Liputan6.com, Rakhine - Sejatinya pada Minggu 10 September 2017 gencatan senjata di Negara Bagian Rakhine dimulai. Usaha itu diminta oleh Arakan Rohingya Salvation Army (ARSA) -- kelompok pemberontak Rohingya.
Kelompok itu meminta gencatan senjata berlangsung selama satu bulan agar organisasi humaniter atau kemanusiaan terus memberikan bantuan kepada etnis Rohingya dan warga sipil terdampak konflik bersenjata di Rakhine.
ARSA mengumumkan gencatan senjata itu di Twitter dengan mengatakan, "usaha ini dilakukan agar organisasi kemanusiaan bisa mengakses krisis di Rakhine."
Advertisement
"Kami juga meminta agar Pemerintah Burma (Myanmar) melakukan hal yang sama."
Namun, permintaan gencatan senjata itu ditolak mentah-mentah oleh pemerintah dan militer Myanmar.
"Myanmar tidak akan bernegosiasi dengan 'teroris'," kata juru bicara pemerintah Zaw Htay seperti dikutip dari BBC pada Senin (11/9/2017).
Serangan sejumlah anggota ARSA ke pos polisi di Rakhine pada 25 Agustus lalu memicu respons dari militer Myanmar, mengawali konflik bersenjata dan eksodus massal etnis Rohingya.
Sekitar 290.000 orang Rohingya dilaporkan telah melarikan diri dari Rakhine dan mencari perlindungan di perbatasan di Bangladesh.
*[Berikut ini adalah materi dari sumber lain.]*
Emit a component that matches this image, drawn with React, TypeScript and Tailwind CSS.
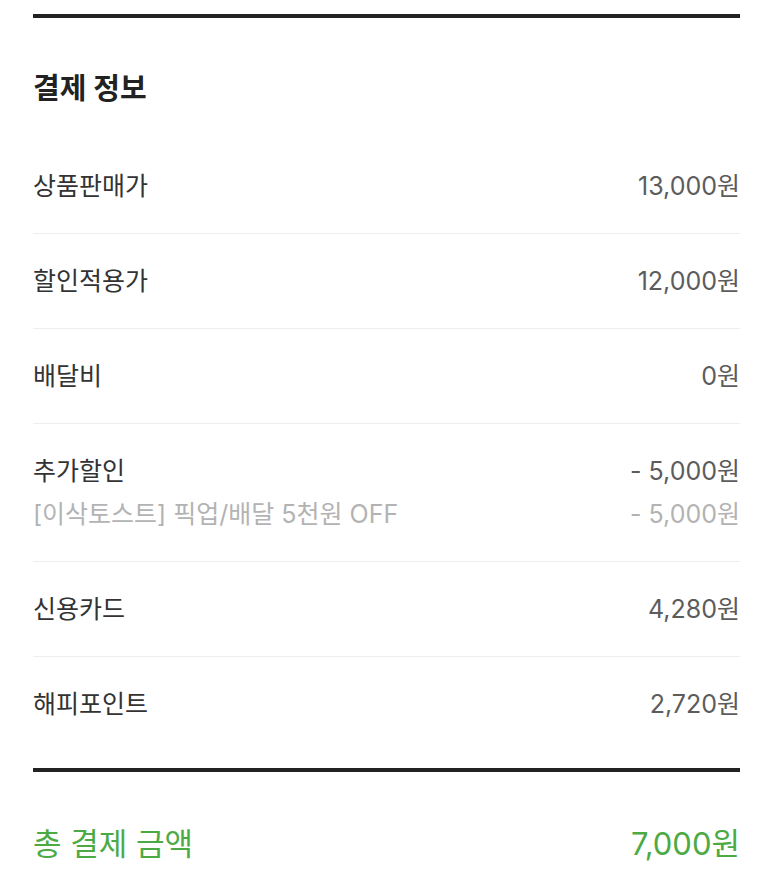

PBB mengatakan bahwa kelompok humaniter di lapangan membutuhkan dana sekitar US$ 77 juta berupa kebutuhan pokok dan kesehatan untuk membantu etnis Rohingya yang melarikan diri dari Rakhine, di mana mereka kerap mendapat persekusi serta kekerasan dari militer yang turut didukung oleh kelompok etnis mayoritas.
Kelompok etnis Rohingya --berstatus minoritas tanpa kewarganegaraan di Myanmar-- menyebut bahwa militer melakukan aksi brutal, termasuk di antaranya adalah membakar desa mereka.
Akan tetapi, pemerintah Myanmar membantah tuduhan tersebut dan berdalih bahwa operasi militer di Rakhine merupakan upaya memerangi teroris Rohingya, salah satunya ARSA yang disebut sebagai kelompok teror oleh Naypydaw.
Militer Myanmar Dituduh Tanam Ranjau Darat
Pada Sabtu, kelompok hak asasi manusia Amnesty International menuduh militer Myanmar menanam ranjau darat di perbatasan dengan Bangladesh.
Penjaga perbatasan Bangladesh dan penduduk desa mengatakan kepada BBC, mereka menyaksikan lebih dari 100 tentara Myanmar yang berjalan dan tampaknya menanam ranjau darat di perbatasan.
Pejabat Bangladesh meyakini, pasukan pemerintah Myanmar menanam ranjau darat untuk menghentikan Rohingya kembali ke desa mereka.
Sedangkan seorang sumber militer Myanmar mengatakan, tidak ada ranjau darat yang ditanam akhir-akhir ini. Sementara pemerintah pusat menyebut, informasi akan hal itu masih sangat terbatas, sehingga belum dapat dipastikan kebenarannya.